Charles L. Glenn is professor of Educational Leadership and Development and former Dean of the School of Education at Boston University, where he teaches courses in education history and comparative policy. From 1970 to 1991 he was director of urban education and equity for the Massachusetts Department of Education.
In your work, what are you creating, and what are you cultivating? (In Andy Crouch’s vernacular, what new culture are you making, and what good culture are you conserving and nurturing?)
Charles Glenn: In a sense, all my research and writing for a quarter of a century has been to understand how North American and Western European societies came to see an irreconcilable conflict between social justice and the rights of conscience, a conflict played out especially in popular education.

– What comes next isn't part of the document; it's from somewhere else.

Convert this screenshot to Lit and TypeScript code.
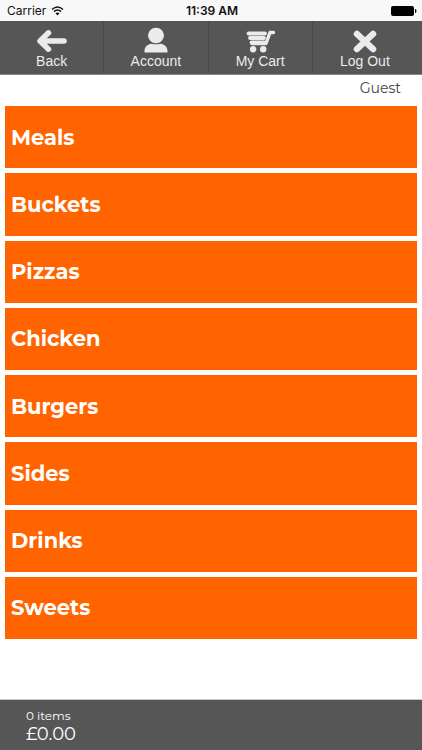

I ask what remedies are possible and how they can be put in place, taking into account the distinctive accommodations in fifty different countries I have studied and written about.
Obviously, this is a not a mechanical matter but one of persuasion and indeed of encouraging a different way of understanding what true human flourishing requires and why that has come to be misunderstood. Working for policies that support faith-based and charter schools that serve the poor and promote such flourishing in thoughtful ways keeps me going.

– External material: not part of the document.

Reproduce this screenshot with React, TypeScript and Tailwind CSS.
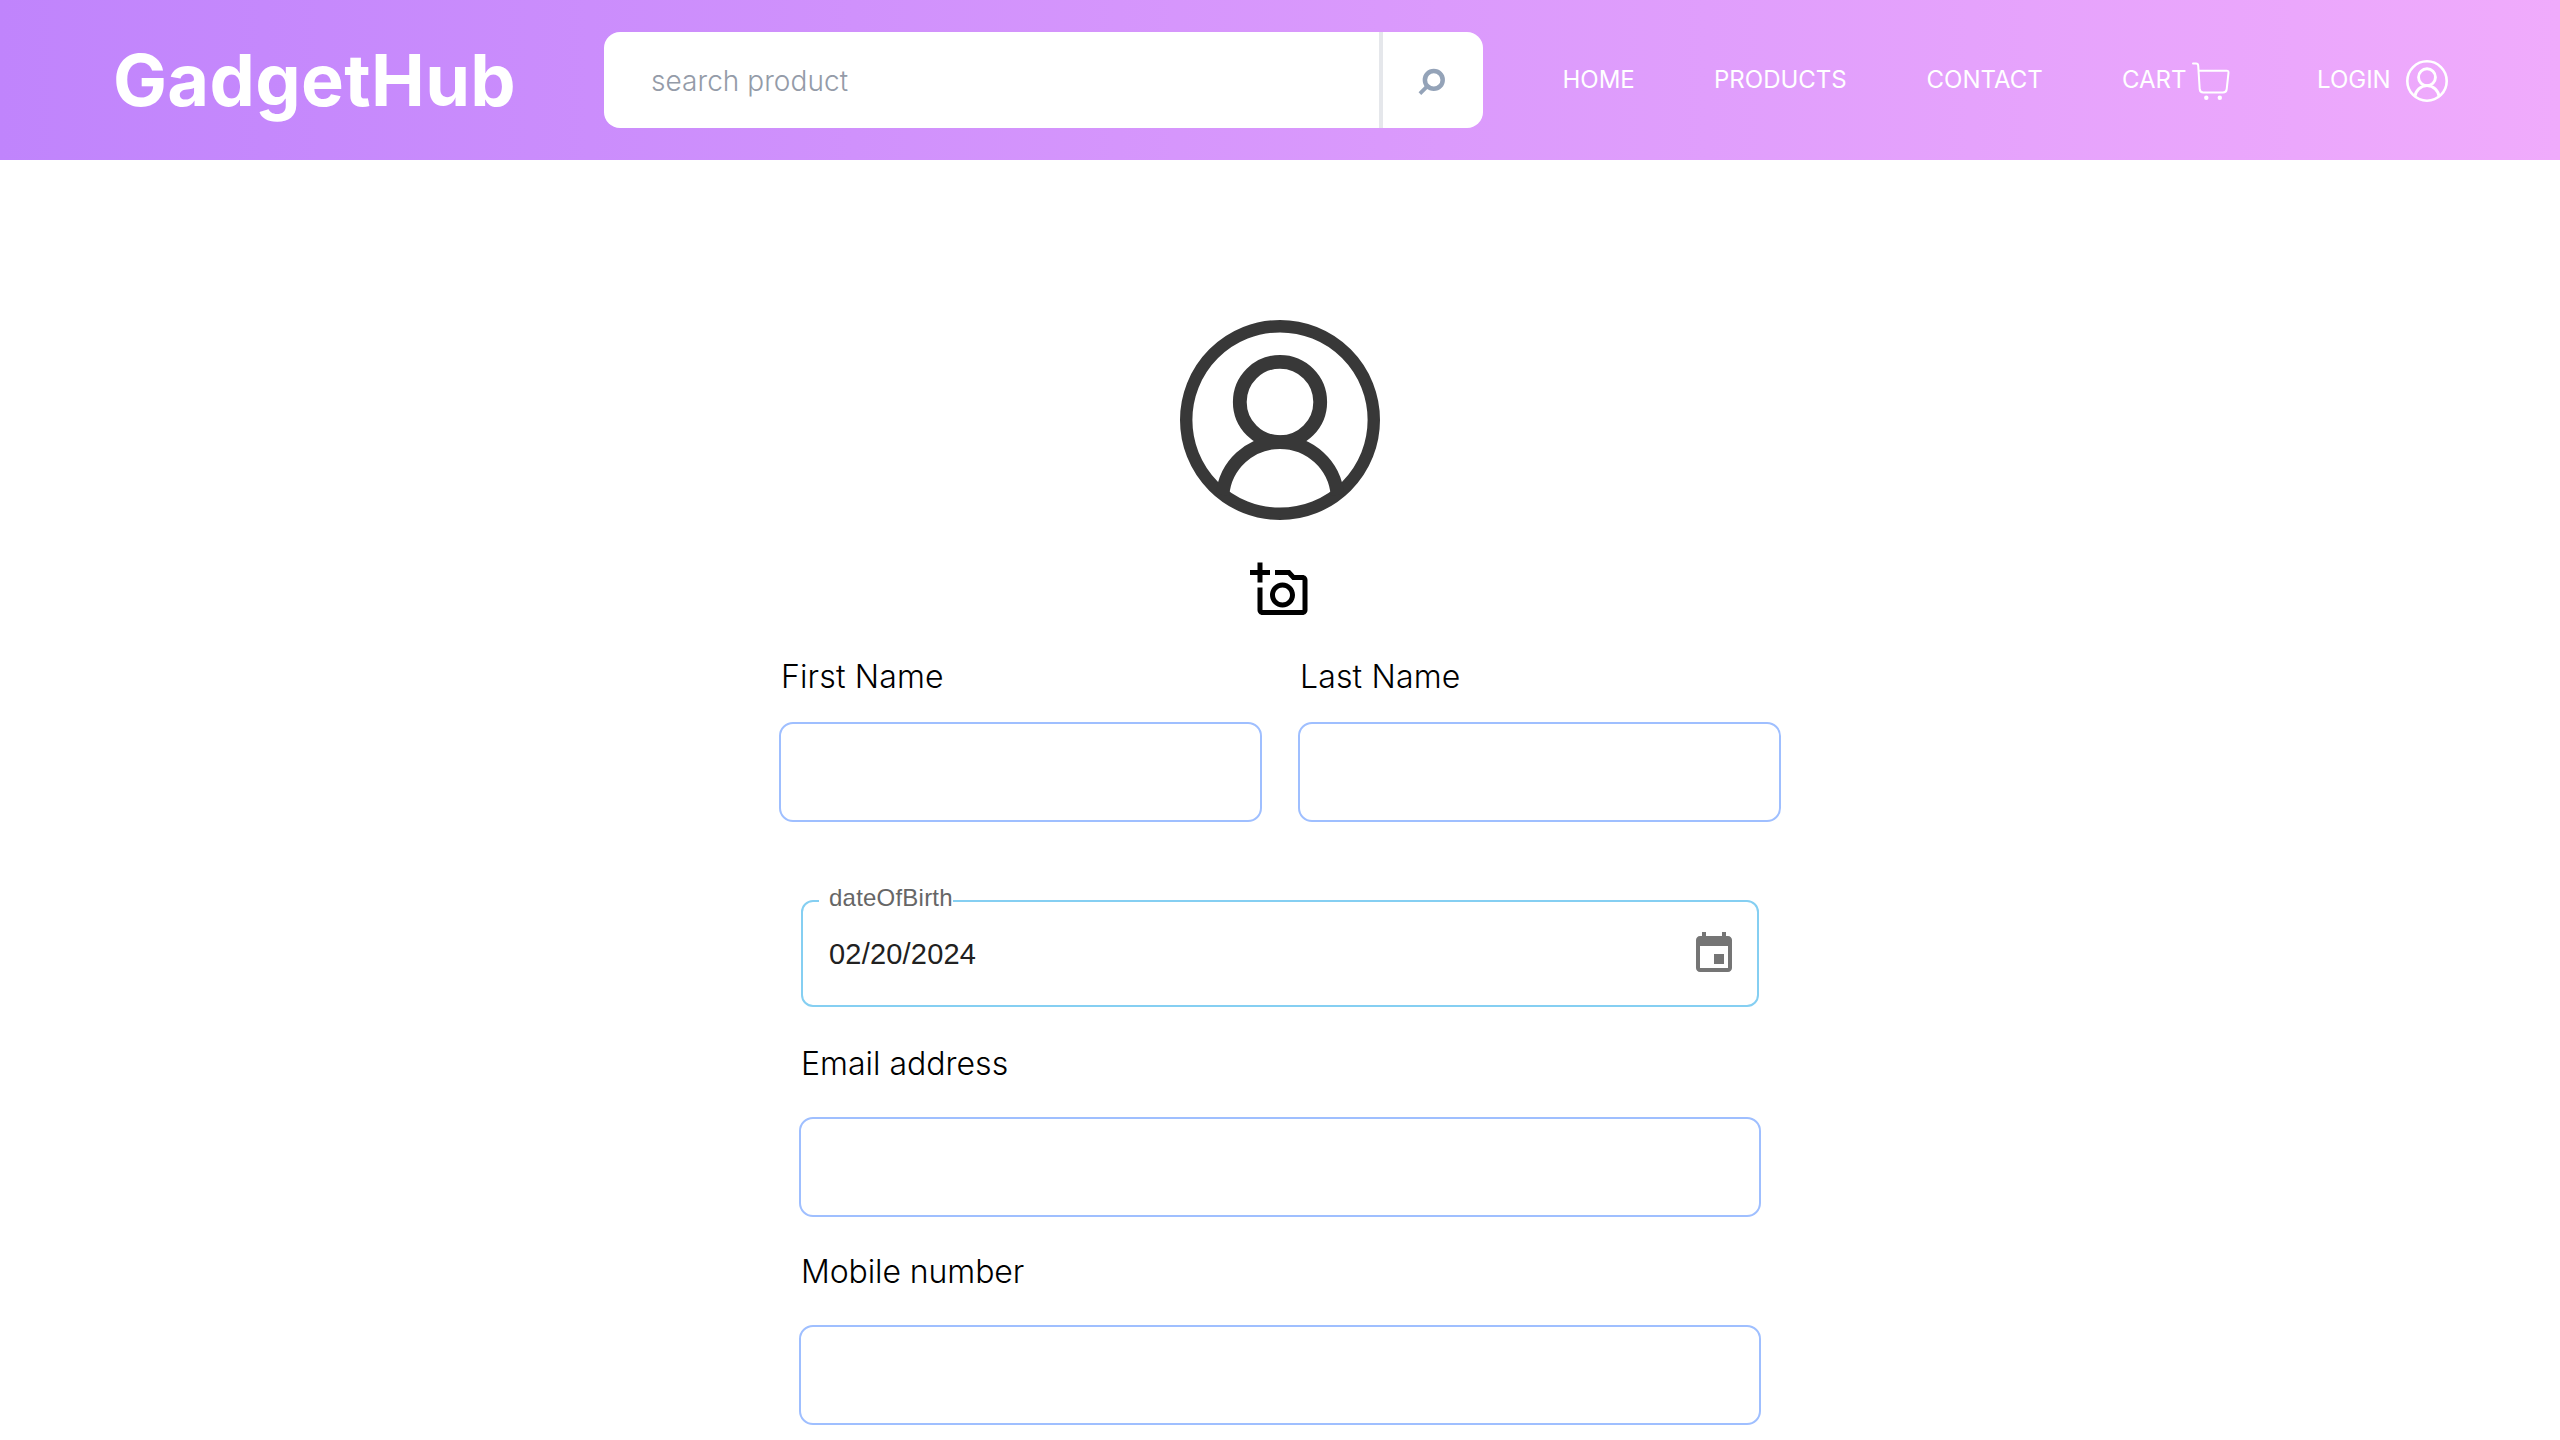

Each book that I finish writing raises new questions for me and sends me into a period of intense thought and research (both historical and comparative) for the next book. Like the aging W.B. Yeats, I can truly say that
Never had I more
Excited, passionate, fantastical
Imagination, nor an ear and eye
That more expected the impossible . . .
Who is the “public” for your work—who is it for, and how does it affect the lives of those who engage with it?
Unlike most professors, my audience is not primarily other professors but policy-makers, leaders in civil society, and thoughtful citizens, especially in the evangelical and Catholic communities. And of course my undergraduate and graduate students, who challenge me constantly to make my thought more clear and persuasive.
Why do you do what you do?
I would like to think that it is for the glory of God, though I know that all sorts of other motivations are at work as well, some unworthy. There is also a desire to do something toward healing Western culture and society through education worthy of the name.
What skills, proficiencies, and virtues does this work develop in you?
I suppose the ability to sniff out the significance of historical documents and of educational policies and practices in many countries. I wish I were a profound thinker, like several of my friends; I suspect that my calling is to gather and publish the materials for their reflections.
What do you do for fun?
Spend time with my wife, seven children, and five grandchildren; drink wine and talk with friends in Europe; kayak on our lake in New Hampshire; read history; listen to Baroque music; bicycle to work; play with our dogs.
Editor’s note: By “six questions,” today, we meant “five questions.”